— Start of Data extract —
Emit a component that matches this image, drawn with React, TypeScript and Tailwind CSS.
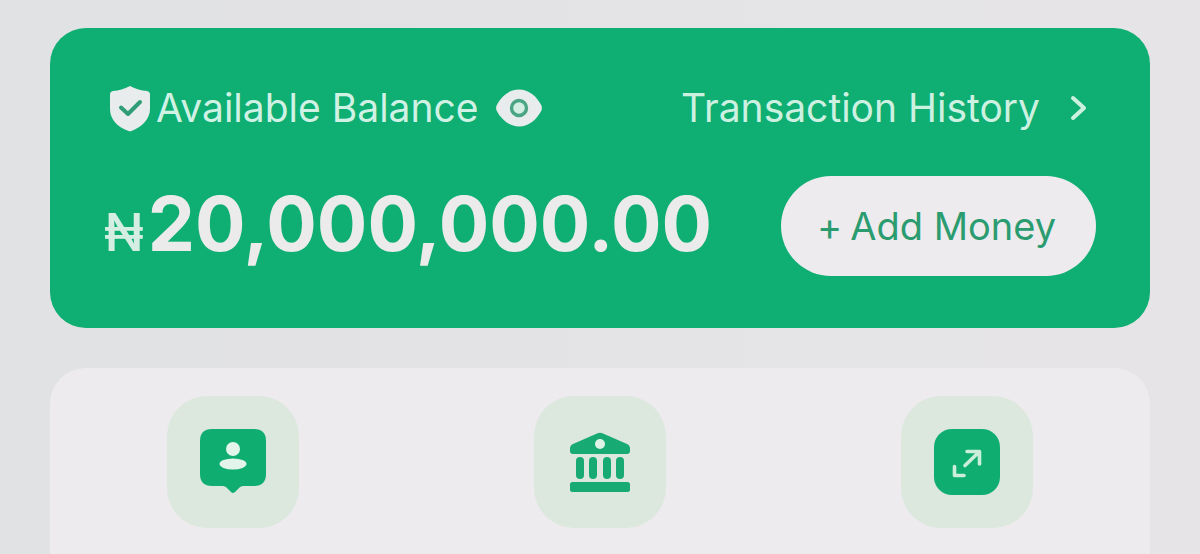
// src/features/wallet/WalletHome.tsx
import React from 'react';

const ShieldIcon: React.FC = () => (
  <svg className="h-12 w-11 shrink-0" viewBox="0 0 44 48" aria-hidden="true">
    <path
      d="M22 2 C28 5 33 6.500 39 7 Q42 7.500 42 10.500 V25 C42 35 34 43 23.500 47 Q22 47.600 20.500 47 C9 43 2 35 2 25 V10.500 Q2 7.500 5 7 C11 6.500 16 5 22 2Z"
      fill="#e9ecec"
    />
    <path d="M13 23.500 L20 30 L32 18" fill="none" stroke="#2f9e76" strokeWidth="4" strokeLinecap="round" strokeLinejoin="round" />
  </svg>
);

const EyeIcon: React.FC = () => (
  <svg className="h-10 w-12" viewBox="0 0 48 40" aria-hidden="true">
    <path
      d="M24 1.500 C34 1.500 41.500 8.500 46.200 17 Q47.600 20 46.200 23 C41.500 31.500 34 38.500 24 38.500 C14 38.500 6.500 31.500 1.800 23 Q.4 20 1.800 17 C6.500 8.500 14 1.500 24 1.500Z"
      fill="#e9ecec"
    />
    <circle cx="24" cy="20" r="7.500" fill="#d5eee4" stroke="#4aa585" strokeWidth="3.400" />
  </svg>
);

const ChevronIcon: React.FC = () => (
  <svg className="h-7 w-5" viewBox="0 0 20 28" aria-hidden="true">
    <path d="M5 4 L16 14 L5 24" fill="none" stroke="#cdf1e1" strokeWidth="4" strokeLinecap="round" strokeLinejoin="round" />
  </svg>
);

const ContactIcon: React.FC = () => (
  <svg className="h-[68px] w-[68px]" viewBox="0 0 68 68" aria-hidden="true">
    <path
      d="M13 1 H55 Q67 1 67 13 V46 Q67 58 55 58 H44 Q42 58 40.500 59.500 L36 64 Q34 66 32 64 L27.500 59.500 Q26 58 24 58 H13 Q1 58 1 46 V13 Q1 1 13 1Z"
      fill="#0fae70"
    />
    <circle cx="34" cy="21" r="7" fill="#e3f4ea" />
    <ellipse cx="34" cy="36" rx="13.500" ry="5.500" fill="#e3f4ea" />
  </svg>
);

const BankIcon: React.FC = () => (
  <svg className="h-[68px] w-[68px]" viewBox="0 0 68 68" aria-hidden="true">
    <g fill="#17aa72">
      <path d="M31 5.500 Q34 4 37 5.500 L61 16 Q64 17.500 64 20.500 V23 Q64 26 61 26 H7 Q4 26 4 23 V20.500 Q4 17.500 7 16Z" />
      <rect x="10" y="29" width="8" height="22" rx="4" />
      <rect x="23" y="29" width="8" height="22" rx="4" />
      <rect x="37" y="29" width="8" height="22" rx="4" />
      <rect x="50" y="29" width="8" height="22" rx="4" />
      <rect x="4" y="54" width="60" height="10" rx="2.500" />
    </g>
    <circle cx="34" cy="16" r="5" fill="#def3e7" />
  </svg>
);

const ExpandIcon: React.FC = () => (
  <svg className="h-[68px] w-[68px]" viewBox="0 0 68 68" aria-hidden="true">
    <rect x="1" y="1" width="66" height="66" rx="18" fill="#0fae70" />
    <path
      d="M34 23.500 H46.500 V36 M46 24 L32 37.500 M21.500 38.500 V47.500 H31"
      fill="none"
      stroke="#cbeedb"
      strokeWidth="3.600"
      strokeLinecap="round"
      strokeLinejoin="round"
    />
  </svg>
);

const actions = [
  { label: 'To contact', Icon: ContactIcon },
  { label: 'To bank', Icon: BankIcon },
  { label: 'Withdraw', Icon: ExpandIcon },
];

const App: React.FC = () => {
  return (
    <main className="min-h-screen overflow-hidden bg-linear-to-r from-[#e1e2e4] to-[#e6e4e7] px-[50px] pt-7 font-['Inter','Liberation_Sans',sans-serif]">
      {/* Balance card */}
      <section className="rounded-[36px] bg-[#0fae72] px-[54px] pt-14 pb-12">
        <div className="flex h-12 items-center justify-between">
          <div className="flex items-center pl-1">
            <ShieldIcon />
            <h2 className="ml-1 text-[39px] leading-12 text-[#d0f2e4]">Available Balance</h2>
            <button type="button" aria-label="Hide balance" className="ml-4">
              <EyeIcon />
            </button>
          </div>
          <a href="#history" className="flex items-center gap-7 pr-2 text-[39px] leading-12 text-[#cdf1e1]">
            Transaction History
            <ChevronIcon />
          </a>
        </div>

        <div className="mt-10 flex h-27 items-center justify-between">
          <p className="flex items-baseline pt-1 whitespace-nowrap text-[#ebebec]">
            <span className="text-[52px] leading-20 font-medium text-[#d5eee4]">₦</span>
            <span className="ml-1 text-[75px] leading-20 font-bold">20,000,000.00</span>
          </p>
          <button
            type="button"
            className="flex h-25 items-center gap-2 rounded-full bg-[#edebee] pr-10 pl-9 text-[38px] whitespace-nowrap text-[#2b9c70]"
          >
            <span>+</span>
            <span>Add Money</span>
          </button>
        </div>
      </section>

      {/* Quick actions */}
      <section className="mt-10 grid grid-cols-3 rounded-t-[36px] bg-[#eeebef] pt-7 pb-7">
        {actions.map(({ label, Icon }) => (
          <div key={label} className="flex justify-center">
            <button
              type="button"
              aria-label={label}
              className="flex h-[132px] w-[132px] items-center justify-center rounded-[40px] bg-[#dce8de]"
            >
              <Icon />
            </button>
          </div>
        ))}
      </section>
    </main>
  );
};

export default App;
— End of Data extract —
Except for the pictures, reproduce every line exactly.

Task solution =
Emit a component that matches this image, drawn with React, TypeScript and Tailwind CSS.
// src/features/wallet/WalletHome.tsx
import React from 'react';

const ShieldIcon: React.FC = () => (
  <svg className="h-12 w-11 shrink-0" viewBox="0 0 44 48" aria-hidden="true">
    <path
      d="M22 2 C28 5 33 6.500 39 7 Q42 7.500 42 10.500 V25 C42 35 34 43 23.500 47 Q22 47.600 20.500 47 C9 43 2 35 2 25 V10.500 Q2 7.500 5 7 C11 6.500 16 5 22 2Z"
      fill="#e9ecec"
    />
    <path d="M13 23.500 L20 30 L32 18" fill="none" stroke="#2f9e76" strokeWidth="4" strokeLinecap="round" strokeLinejoin="round" />
  </svg>
);

const EyeIcon: React.FC = () => (
  <svg className="h-10 w-12" viewBox="0 0 48 40" aria-hidden="true">
    <path
      d="M24 1.500 C34 1.500 41.500 8.500 46.200 17 Q47.600 20 46.200 23 C41.500 31.500 34 38.500 24 38.500 C14 38.500 6.500 31.500 1.800 23 Q.4 20 1.800 17 C6.500 8.500 14 1.500 24 1.500Z"
      fill="#e9ecec"
    />
    <circle cx="24" cy="20" r="7.500" fill="#d5eee4" stroke="#4aa585" strokeWidth="3.400" />
  </svg>
);

const ChevronIcon: React.FC = () => (
  <svg className="h-7 w-5" viewBox="0 0 20 28" aria-hidden="true">
    <path d="M5 4 L16 14 L5 24" fill="none" stroke="#cdf1e1" strokeWidth="4" strokeLinecap="round" strokeLinejoin="round" />
  </svg>
);

const ContactIcon: React.FC = () => (
  <svg className="h-[68px] w-[68px]" viewBox="0 0 68 68" aria-hidden="true">
    <path
      d="M13 1 H55 Q67 1 67 13 V46 Q67 58 55 58 H44 Q42 58 40.500 59.500 L36 64 Q34 66 32 64 L27.500 59.500 Q26 58 24 58 H13 Q1 58 1 46 V13 Q1 1 13 1Z"
      fill="#0fae70"
    />
    <circle cx="34" cy="21" r="7" fill="#e3f4ea" />
    <ellipse cx="34" cy="36" rx="13.500" ry="5.500" fill="#e3f4ea" />
  </svg>
);

const BankIcon: React.FC = () => (
  <svg className="h-[68px] w-[68px]" viewBox="0 0 68 68" aria-hidden="true">
    <g fill="#17aa72">
      <path d="M31 5.500 Q34 4 37 5.500 L61 16 Q64 17.500 64 20.500 V23 Q64 26 61 26 H7 Q4 26 4 23 V20.500 Q4 17.500 7 16Z" />
      <rect x="10" y="29" width="8" height="22" rx="4" />
      <rect x="23" y="29" width="8" height="22" rx="4" />
      <rect x="37" y="29" width="8" height="22" rx="4" />
      <rect x="50" y="29" width="8" height="22" rx="4" />
      <rect x="4" y="54" width="60" height="10" rx="2.500" />
    </g>
    <circle cx="34" cy="16" r="5" fill="#def3e7" />
  </svg>
);

const ExpandIcon: React.FC = () => (
  <svg className="h-[68px] w-[68px]" viewBox="0 0 68 68" aria-hidden="true">
    <rect x="1" y="1" width="66" height="66" rx="18" fill="#0fae70" />
    <path
      d="M34 23.500 H46.500 V36 M46 24 L32 37.500 M21.500 38.500 V47.500 H31"
      fill="none"
      stroke="#cbeedb"
      strokeWidth="3.600"
      strokeLinecap="round"
      strokeLinejoin="round"
    />
  </svg>
);

const actions = [
  { label: 'To contact', Icon: ContactIcon },
  { label: 'To bank', Icon: BankIcon },
  { label: 'Withdraw', Icon: ExpandIcon },
];

const App: React.FC = () => {
  return (
    <main className="min-h-screen overflow-hidden bg-linear-to-r from-[#e1e2e4] to-[#e6e4e7] px-[50px] pt-7 font-['Inter','Liberation_Sans',sans-serif]">
      {/* Balance card */}
      <section className="rounded-[36px] bg-[#0fae72] px-[54px] pt-14 pb-12">
        <div className="flex h-12 items-center justify-between">
          <div className="flex items-center pl-1">
            <ShieldIcon />
            <h2 className="ml-1 text-[39px] leading-12 text-[#d0f2e4]">Available Balance</h2>
            <button type="button" aria-label="Hide balance" className="ml-4">
              <EyeIcon />
            </button>
          </div>
          <a href="#history" className="flex items-center gap-7 pr-2 text-[39px] leading-12 text-[#cdf1e1]">
            Transaction History
            <ChevronIcon />
          </a>
        </div>

        <div className="mt-10 flex h-27 items-center justify-between">
          <p className="flex items-baseline pt-1 whitespace-nowrap text-[#ebebec]">
            <span className="text-[52px] leading-20 font-medium text-[#d5eee4]">₦</span>
            <span className="ml-1 text-[75px] leading-20 font-bold">20,000,000.00</span>
          </p>
          <button
            type="button"
            className="flex h-25 items-center gap-2 rounded-full bg-[#edebee] pr-10 pl-9 text-[38px] whitespace-nowrap text-[#2b9c70]"
          >
            <span>+</span>
            <span>Add Money</span>
          </button>
        </div>
      </section>

      {/* Quick actions */}
      <section className="mt-10 grid grid-cols-3 rounded-t-[36px] bg-[#eeebef] pt-7 pb-7">
        {actions.map(({ label, Icon }) => (
          <div key={label} className="flex justify-center">
            <button
              type="button"
              aria-label={label}
              className="flex h-[132px] w-[132px] items-center justify-center rounded-[40px] bg-[#dce8de]"
            >
              <Icon />
            </button>
          </div>
        ))}
      </section>
    </main>
  );
};

export default App;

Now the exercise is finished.